▼

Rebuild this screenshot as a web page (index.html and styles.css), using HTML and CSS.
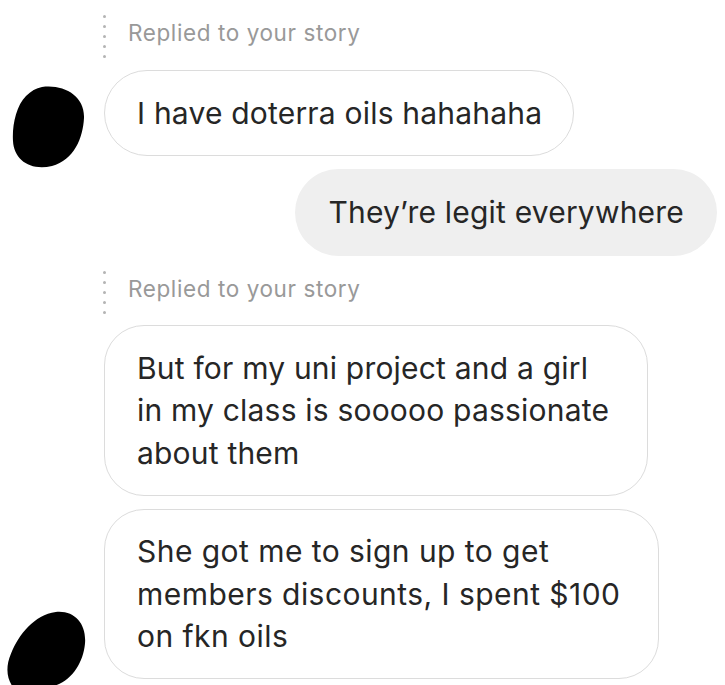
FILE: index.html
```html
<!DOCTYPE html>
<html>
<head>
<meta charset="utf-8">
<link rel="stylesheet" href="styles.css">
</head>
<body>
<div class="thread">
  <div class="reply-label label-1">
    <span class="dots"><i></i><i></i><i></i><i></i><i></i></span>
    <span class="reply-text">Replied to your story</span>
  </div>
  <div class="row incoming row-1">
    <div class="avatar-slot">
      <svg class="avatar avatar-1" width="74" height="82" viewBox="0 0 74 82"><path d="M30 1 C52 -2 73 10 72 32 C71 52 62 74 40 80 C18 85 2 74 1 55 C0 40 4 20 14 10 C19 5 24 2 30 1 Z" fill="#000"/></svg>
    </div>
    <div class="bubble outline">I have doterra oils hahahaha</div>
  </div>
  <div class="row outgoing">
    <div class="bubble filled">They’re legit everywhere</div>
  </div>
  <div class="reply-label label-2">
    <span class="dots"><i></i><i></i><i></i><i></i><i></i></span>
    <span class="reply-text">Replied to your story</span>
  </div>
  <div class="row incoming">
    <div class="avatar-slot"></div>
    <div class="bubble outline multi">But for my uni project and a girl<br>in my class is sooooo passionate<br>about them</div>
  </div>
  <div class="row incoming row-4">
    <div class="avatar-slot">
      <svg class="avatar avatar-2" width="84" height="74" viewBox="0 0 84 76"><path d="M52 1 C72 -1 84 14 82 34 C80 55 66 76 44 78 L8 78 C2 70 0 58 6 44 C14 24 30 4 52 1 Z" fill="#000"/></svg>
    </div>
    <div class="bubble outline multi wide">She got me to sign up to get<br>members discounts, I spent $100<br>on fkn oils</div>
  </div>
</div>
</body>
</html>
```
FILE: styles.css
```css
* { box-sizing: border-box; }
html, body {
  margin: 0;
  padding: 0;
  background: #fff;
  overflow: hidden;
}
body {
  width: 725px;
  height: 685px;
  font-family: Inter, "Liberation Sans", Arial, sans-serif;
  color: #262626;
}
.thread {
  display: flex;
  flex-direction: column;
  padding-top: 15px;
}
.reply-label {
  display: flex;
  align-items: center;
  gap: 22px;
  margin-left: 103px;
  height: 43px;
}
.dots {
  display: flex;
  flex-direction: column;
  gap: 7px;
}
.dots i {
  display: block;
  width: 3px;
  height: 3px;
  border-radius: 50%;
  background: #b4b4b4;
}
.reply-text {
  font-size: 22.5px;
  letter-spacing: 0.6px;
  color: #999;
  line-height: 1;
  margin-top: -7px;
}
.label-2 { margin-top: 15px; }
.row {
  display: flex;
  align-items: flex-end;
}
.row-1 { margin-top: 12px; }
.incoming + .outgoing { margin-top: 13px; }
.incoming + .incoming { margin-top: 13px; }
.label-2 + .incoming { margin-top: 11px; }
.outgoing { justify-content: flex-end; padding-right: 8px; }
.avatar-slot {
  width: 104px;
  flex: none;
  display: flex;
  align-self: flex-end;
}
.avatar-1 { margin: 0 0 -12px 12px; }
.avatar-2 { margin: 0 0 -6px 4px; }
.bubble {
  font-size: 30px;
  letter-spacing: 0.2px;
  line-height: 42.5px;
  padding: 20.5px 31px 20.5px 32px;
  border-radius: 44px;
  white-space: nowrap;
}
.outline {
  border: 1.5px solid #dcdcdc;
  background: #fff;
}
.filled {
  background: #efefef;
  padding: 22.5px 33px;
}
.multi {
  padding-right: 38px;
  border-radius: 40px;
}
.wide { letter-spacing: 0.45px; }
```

▲

**Direction**. Your copy of the data should match it exactly, except that pictures are left out.

**Exercise result**.
Rebuild this screenshot as a web page (index.html and styles.css), using HTML and CSS.
FILE: index.html
```html
<!DOCTYPE html>
<html>
<head>
<meta charset="utf-8">
<link rel="stylesheet" href="styles.css">
</head>
<body>
<div class="thread">
  <div class="reply-label label-1">
    <span class="dots"><i></i><i></i><i></i><i></i><i></i></span>
    <span class="reply-text">Replied to your story</span>
  </div>
  <div class="row incoming row-1">
    <div class="avatar-slot">
      <svg class="avatar avatar-1" width="74" height="82" viewBox="0 0 74 82"><path d="M30 1 C52 -2 73 10 72 32 C71 52 62 74 40 80 C18 85 2 74 1 55 C0 40 4 20 14 10 C19 5 24 2 30 1 Z" fill="#000"/></svg>
    </div>
    <div class="bubble outline">I have doterra oils hahahaha</div>
  </div>
  <div class="row outgoing">
    <div class="bubble filled">They’re legit everywhere</div>
  </div>
  <div class="reply-label label-2">
    <span class="dots"><i></i><i></i><i></i><i></i><i></i></span>
    <span class="reply-text">Replied to your story</span>
  </div>
  <div class="row incoming">
    <div class="avatar-slot"></div>
    <div class="bubble outline multi">But for my uni project and a girl<br>in my class is sooooo passionate<br>about them</div>
  </div>
  <div class="row incoming row-4">
    <div class="avatar-slot">
      <svg class="avatar avatar-2" width="84" height="74" viewBox="0 0 84 76"><path d="M52 1 C72 -1 84 14 82 34 C80 55 66 76 44 78 L8 78 C2 70 0 58 6 44 C14 24 30 4 52 1 Z" fill="#000"/></svg>
    </div>
    <div class="bubble outline multi wide">She got me to sign up to get<br>members discounts, I spent $100<br>on fkn oils</div>
  </div>
</div>
</body>
</html>
```
FILE: styles.css
```css
* { box-sizing: border-box; }
html, body {
  margin: 0;
  padding: 0;
  background: #fff;
  overflow: hidden;
}
body {
  width: 725px;
  height: 685px;
  font-family: Inter, "Liberation Sans", Arial, sans-serif;
  color: #262626;
}
.thread {
  display: flex;
  flex-direction: column;
  padding-top: 15px;
}
.reply-label {
  display: flex;
  align-items: center;
  gap: 22px;
  margin-left: 103px;
  height: 43px;
}
.dots {
  display: flex;
  flex-direction: column;
  gap: 7px;
}
.dots i {
  display: block;
  width: 3px;
  height: 3px;
  border-radius: 50%;
  background: #b4b4b4;
}
.reply-text {
  font-size: 22.5px;
  letter-spacing: 0.6px;
  color: #999;
  line-height: 1;
  margin-top: -7px;
}
.label-2 { margin-top: 15px; }
.row {
  display: flex;
  align-items: flex-end;
}
.row-1 { margin-top: 12px; }
.incoming + .outgoing { margin-top: 13px; }
.incoming + .incoming { margin-top: 13px; }
.label-2 + .incoming { margin-top: 11px; }
.outgoing { justify-content: flex-end; padding-right: 8px; }
.avatar-slot {
  width: 104px;
  flex: none;
  display: flex;
  align-self: flex-end;
}
.avatar-1 { margin: 0 0 -12px 12px; }
.avatar-2 { margin: 0 0 -6px 4px; }
.bubble {
  font-size: 30px;
  letter-spacing: 0.2px;
  line-height: 42.5px;
  padding: 20.5px 31px 20.5px 32px;
  border-radius: 44px;
  white-space: nowrap;
}
.outline {
  border: 1.5px solid #dcdcdc;
  background: #fff;
}
.filled {
  background: #efefef;
  padding: 22.5px 33px;
}
.multi {
  padding-right: 38px;
  border-radius: 40px;
}
.wide { letter-spacing: 0.45px; }
```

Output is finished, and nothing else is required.